形見にもなる時計、学生時代だけでなく社会に出ても使い続ける電卓、家族が長い間使う電子ピアノなど、そこそこ数量が出るものから、少量生産のものまであるが、いずれも、景気サイクルを超えて5年、10年というものが多い。軽薄短小の端末で、ボリュームも出るという意味では、電卓や時計は、スマホと似ている。しかし、サイクルが全く異なるという点では違うカテゴリーのものである。

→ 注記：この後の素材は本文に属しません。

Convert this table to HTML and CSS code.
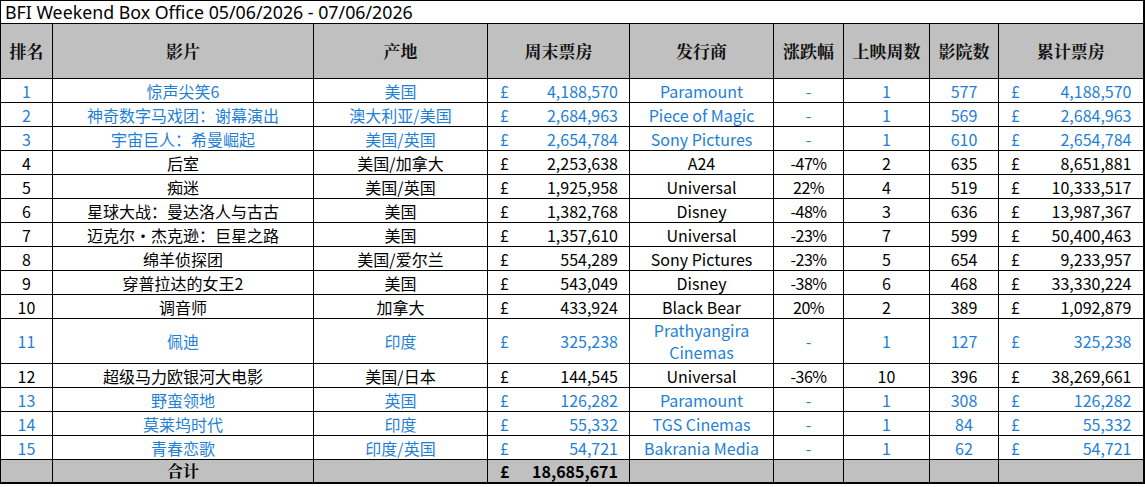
FILE: index.html
```html
<!DOCTYPE html>
<html lang="zh">
<head>
<meta charset="utf-8">
<title>BFI Weekend Box Office</title>
<link rel="stylesheet" href="styles.css">
</head>
<body>
<table class="bo">
<colgroup>
<col class="c-rank"><col class="c-film"><col class="c-origin"><col class="c-gross"><col class="c-dist"><col class="c-chg"><col class="c-wk"><col class="c-cin"><col class="c-total">
</colgroup>
<thead>
<tr class="title-row"><td colspan="9" class="title">BFI Weekend Box Office 05/06/2026 - 07/06/2026</td></tr>
<tr class="head-row">
<th>排名</th><th>影片</th><th>产地</th><th>周末票房</th><th>发行商</th><th>涨跌幅</th><th>上映周数</th><th>影院数</th><th>累计票房</th>
</tr>
</thead>
<tbody>
<tr class="new"><td>1</td><td>惊声尖笑6</td><td>美国</td><td><div class="money"><span>£</span><span>4,188,570</span></div></td><td>Paramount</td><td>-</td><td>1</td><td>577</td><td><div class="money"><span>£</span><span>4,188,570</span></div></td></tr>
<tr class="new"><td>2</td><td>神奇数字马戏团：谢幕演出</td><td>澳大利亚/美国</td><td><div class="money"><span>£</span><span>2,684,963</span></div></td><td>Piece of Magic</td><td>-</td><td>1</td><td>569</td><td><div class="money"><span>£</span><span>2,684,963</span></div></td></tr>
<tr class="new"><td>3</td><td>宇宙巨人：希曼崛起</td><td>美国/英国</td><td><div class="money"><span>£</span><span>2,654,784</span></div></td><td>Sony Pictures</td><td>-</td><td>1</td><td>610</td><td><div class="money"><span>£</span><span>2,654,784</span></div></td></tr>
<tr><td>4</td><td>后室</td><td>美国/加拿大</td><td><div class="money"><span>£</span><span>2,253,638</span></div></td><td>A24</td><td class="pct">-47%</td><td>2</td><td>635</td><td><div class="money"><span>£</span><span>8,651,881</span></div></td></tr>
<tr><td>5</td><td>痴迷</td><td>美国/英国</td><td><div class="money"><span>£</span><span>1,925,958</span></div></td><td>Universal</td><td class="pct">22%</td><td>4</td><td>519</td><td><div class="money"><span>£</span><span>10,333,517</span></div></td></tr>
<tr><td>6</td><td>星球大战：曼达洛人与古古</td><td>美国</td><td><div class="money"><span>£</span><span>1,382,768</span></div></td><td>Disney</td><td class="pct">-48%</td><td>3</td><td>636</td><td><div class="money"><span>£</span><span>13,987,367</span></div></td></tr>
<tr><td>7</td><td>迈克尔·杰克逊：巨星之路</td><td>美国</td><td><div class="money"><span>£</span><span>1,357,610</span></div></td><td>Universal</td><td class="pct">-23%</td><td>7</td><td>599</td><td><div class="money"><span>£</span><span>50,400,463</span></div></td></tr>
<tr><td>8</td><td>绵羊侦探团</td><td>美国/爱尔兰</td><td><div class="money"><span>£</span><span>554,289</span></div></td><td>Sony Pictures</td><td class="pct">-23%</td><td>5</td><td>654</td><td><div class="money"><span>£</span><span>9,233,957</span></div></td></tr>
<tr><td>9</td><td>穿普拉达的女王2</td><td>美国</td><td><div class="money"><span>£</span><span>543,049</span></div></td><td>Disney</td><td class="pct">-38%</td><td>6</td><td>468</td><td><div class="money"><span>£</span><span>33,330,224</span></div></td></tr>
<tr><td>10</td><td>调音师</td><td>加拿大</td><td><div class="money"><span>£</span><span>433,924</span></div></td><td>Black Bear</td><td class="pct">20%</td><td>2</td><td>389</td><td><div class="money"><span>£</span><span>1,092,879</span></div></td></tr>
<tr class="new tall"><td>11</td><td>佩迪</td><td>印度</td><td><div class="money"><span>£</span><span>325,238</span></div></td><td class="wrap">Prathyangira<br>Cinemas</td><td>-</td><td>1</td><td>127</td><td><div class="money"><span>£</span><span>325,238</span></div></td></tr>
<tr><td>12</td><td>超级马力欧银河大电影</td><td>美国/日本</td><td><div class="money"><span>£</span><span>144,545</span></div></td><td>Universal</td><td class="pct">-36%</td><td>10</td><td>396</td><td><div class="money"><span>£</span><span>38,269,661</span></div></td></tr>
<tr class="new"><td>13</td><td>野蛮领地</td><td>英国</td><td><div class="money"><span>£</span><span>126,282</span></div></td><td>Paramount</td><td>-</td><td>1</td><td>308</td><td><div class="money"><span>£</span><span>126,282</span></div></td></tr>
<tr class="new"><td>14</td><td>莫莱坞时代</td><td>印度</td><td><div class="money"><span>£</span><span>55,332</span></div></td><td>TGS Cinemas</td><td>-</td><td>1</td><td>84</td><td><div class="money"><span>£</span><span>55,332</span></div></td></tr>
<tr class="new"><td>15</td><td>青春恋歌</td><td>印度/英国</td><td><div class="money"><span>£</span><span>54,721</span></div></td><td>Bakrania Media</td><td>-</td><td>1</td><td>62</td><td><div class="money"><span>£</span><span>54,721</span></div></td></tr>
</tbody>
<tfoot>
<tr class="total-row"><td></td><td class="total-label">合计</td><td></td><td><div class="money bold"><span>£</span><span>18,685,671</span></div></td><td></td><td></td><td></td><td></td><td></td></tr>
</tfoot>
</table>
</body>
</html>
```

FILE: styles.css
```css
html, body {
  margin: 0;
  padding: 0;
  background: #ffffff;
}

body {
  font-family: "Noto Sans CJK SC", "Noto Sans", sans-serif;
  color: #000;
}

.bo {
  border-collapse: collapse;
  table-layout: fixed;
  width: 1144px;
  font-size: 16px;
  border-right: 2px solid #000;
  border-bottom: 2px solid #000;
}

.c-rank { width: 52px; }
.c-film { width: 261px; }
.c-origin { width: 174px; }
.c-gross { width: 142px; }
.c-dist { width: 144px; }
.c-chg { width: 70px; }
.c-wk { width: 86px; }
.c-cin { width: 69px; }
.c-total { width: 145px; }

.bo td, .bo th {
  border: 1px solid #000;
  padding: 0;
  text-align: center;
  vertical-align: middle;
  white-space: nowrap;
  overflow: hidden;
  line-height: 22px;
}

.title-row td {
  height: 22px;
}

.title {
  text-align: left !important;
  padding-left: 4px !important;
  font-size: 17.8px;
  line-height: 22px;
  font-family: "Noto Sans", "Noto Sans CJK SC", sans-serif;
}

.head-row th {
  height: 54px;
  background: #c0c0c0;
  font-family: "Noto Serif CJK SC", "Noto Sans CJK SC", serif;
  font-weight: 700;
  font-size: 17px;
  color: #111;
}

tbody tr td {
  height: 23px;
}

tbody tr.tall td {
  height: 44px;
}

.wrap {
  white-space: normal;
  line-height: 22px !important;
}

.new td {
  color: #1f7fd6;
}

.pct {
  letter-spacing: -0.5px;
}

.money {
  display: flex;
  justify-content: space-between;
  padding: 0 11px 0 12px;
}

.money.bold {
  font-weight: 700;
}

.total-row td {
  height: 22px;
  background: #c0c0c0;
}

.total-label {
  font-weight: 700;
  font-family: "Noto Serif CJK SC", "Noto Sans CJK SC", serif;
}
```
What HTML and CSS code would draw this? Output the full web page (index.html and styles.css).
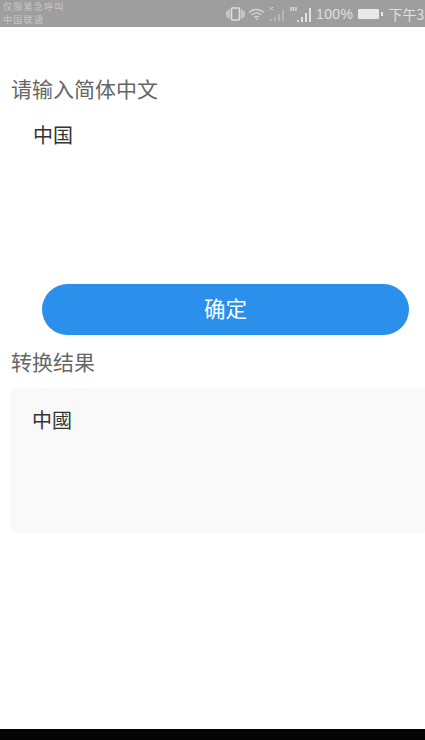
FILE: index.html
```html
<!DOCTYPE html>
<html lang="zh-CN">

<head>
    <meta charset="UTF-8">
    <meta name="viewport" content="width=device-width, initial-scale=1.0">
    <title>简体转繁体</title>
    <link rel="stylesheet" href="styles.css">
</head>

<body>
    <div class="screen">
        <div class="statusbar">
            <div class="carrier">
                <div>仅限紧急呼叫</div>
                <div>中国联通</div>
            </div>
            <div class="status-right">
                <!-- 振动 -->
                <svg class="ic" width="19" height="14" viewBox="0 0 19 14">
                    <rect x="5.5" y="1" width="8" height="12" rx="1" fill="none" stroke="#dedede" stroke-width="1.6" />
                    <path d="M1 4v6M3 2.5v9M16 2.5v9M18 4v6" stroke="#dedede" stroke-width="1.2" />
                </svg>
                <!-- wifi -->
                <svg class="ic wifi" width="17" height="12" viewBox="0 0 17 12">
                    <path d="M1 4.500C5.500 .5 11.500 .5 16 4.500M3.500 7C6.500 4.500 10.500 4.500 13.500 7M6 9.300C7.500 8.100 9.500 8.100 11 9.300" fill="none" stroke="#d4d4d4" stroke-width="1.300" />
                    <circle cx="8.500" cy="11" r="1" fill="#d4d4d4" />
                </svg>
                <!-- 无卡信号 -->
                <svg class="ic" width="18" height="16" viewBox="0 0 18 16">
                    <path d="M1 1l3 3M4 1L1 4" stroke="#d8d8d8" stroke-width="1" />
                    <path d="M2 15v-2M6 15v-4M10 15V8M14 15V4" stroke="#b8b8b8" stroke-width="1.800" />
                </svg>
                <!-- 信号 -->
                <svg class="ic" width="23" height="17" viewBox="0 0 23 17">
                    <path d="M1 1v4M3.500 1v4M6 1v4" stroke="#dedede" stroke-width="1.400" />
                    <path d="M8 16v-2M12 16v-5M16 16V7M20 16V2" stroke="#e0e0e0" stroke-width="2" />
                </svg>
                <span class="pct">100%</span>
                <!-- 电池 -->
                <svg class="ic batt" width="25" height="10" viewBox="0 0 25 10">
                    <rect width="21" height="10" rx="1" fill="#e8e8e8" />
                    <rect x="23" y="3" width="2" height="4" fill="#e8e8e8" />
                </svg>
                <span class="clock">下午3</span>
            </div>
        </div>

        <div class="content">
            <div class="label label-input">请输入简体中文</div>
            <div class="input-text">中国</div>
            <div class="btn">确定</div>
            <div class="label label-result">转换结果</div>
            <div class="result">中國</div>
        </div>

        <div class="navbar"></div>
    </div>
</body>

</html>
```

FILE: styles.css
```css
* {
    margin: 0;
    padding: 0;
    box-sizing: border-box;
}

body {
    font-family: "Noto Sans CJK SC", "Liberation Sans", sans-serif;
    background-color: #fff;
}

.screen {
    display: flex;
    flex-direction: column;
    width: 425px;
    height: 740px;
    overflow: hidden;
}

.statusbar {
    display: flex;
    justify-content: space-between;
    flex-shrink: 0;
    height: 27px;
    background-color: #9e9e9e;
    overflow: hidden;
}

.carrier {
    padding-left: 3px;
    font-size: 9px;
    letter-spacing: 1.3px;
    line-height: 13px;
    color: #c8c8c8;
}

.status-right {
    display: flex;
    align-items: center;
    flex-shrink: 0;
    width: 199px;
    padding-top: 1px;
    white-space: nowrap;
}

.ic {
    flex-shrink: 0;
    margin-right: 3px;
}

.wifi {
    margin-right: 4px;
}

.pct {
    font-family: "Liberation Sans", sans-serif;
    font-size: 14px;
    letter-spacing: 0.4px;
    color: #e0e0e0;
}

.batt {
    margin-left: 5px;
    margin-right: 5px;
}

.clock {
    font-size: 14px;
    color: #e0e0e0;
}

.content {
    flex: 1;
    padding-left: 11px;
}

.label {
    font-size: 21px;
    line-height: 26px;
    color: #666;
}

.label-input {
    margin-top: 48px;
}

.input-text {
    height: 164px;
    padding: 21px 0 0 22px;
    font-size: 20px;
    line-height: 26px;
    color: #333;
}

.btn {
    width: 367px;
    height: 51px;
    margin: 19px 0 0 31px;
    border-radius: 26px;
    background-color: #2b90ec;
    font-size: 21.5px;
    line-height: 47px;
    text-align: center;
    color: #fff;
}

.label-result {
    margin-top: 13px;
}

.result {
    height: 143px;
    margin-top: 14px;
    padding: 19px 0 0 21px;
    border-radius: 4px 0 0 4px;
    background-color: #f9f9f9;
    box-shadow: 0 1px 3px rgba(0, 0, 0, 0.05);
    font-size: 20px;
    line-height: 26px;
    color: #333;
}

.navbar {
    flex-shrink: 0;
    height: 11px;
    background-color: #050505;
}
```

アップルウォッチが、時計なのか、ウェアラブルなのか、議論があるところだが、もし時計であれば、アップルの得意な買換え戦略は効かないし、故にカシオの時計が打撃を受けることはない。ウェアラブルなら、別の商品である。ボリュームの差より、サイクルの差の方が、商品企画、流通など戦略が違ってくる。カシオはボリュームが大きくサイクルが長いものは得意だが、サイクルが短いものは不得手であり、これが、スマホの失敗の本質だろう。デジカメもこれに近い。
これまでは、課題事業であった、プロジェクタやプリンタなどシステム部門はボリュームが小さく、かつ意外とサイクルが短い。コンシューマ部門は景気サイクルを超える製品が多いが、システム部門では、景気サイクルに近い。これはカシオの苦手なゾーンであり苦戦の原因でもあろう。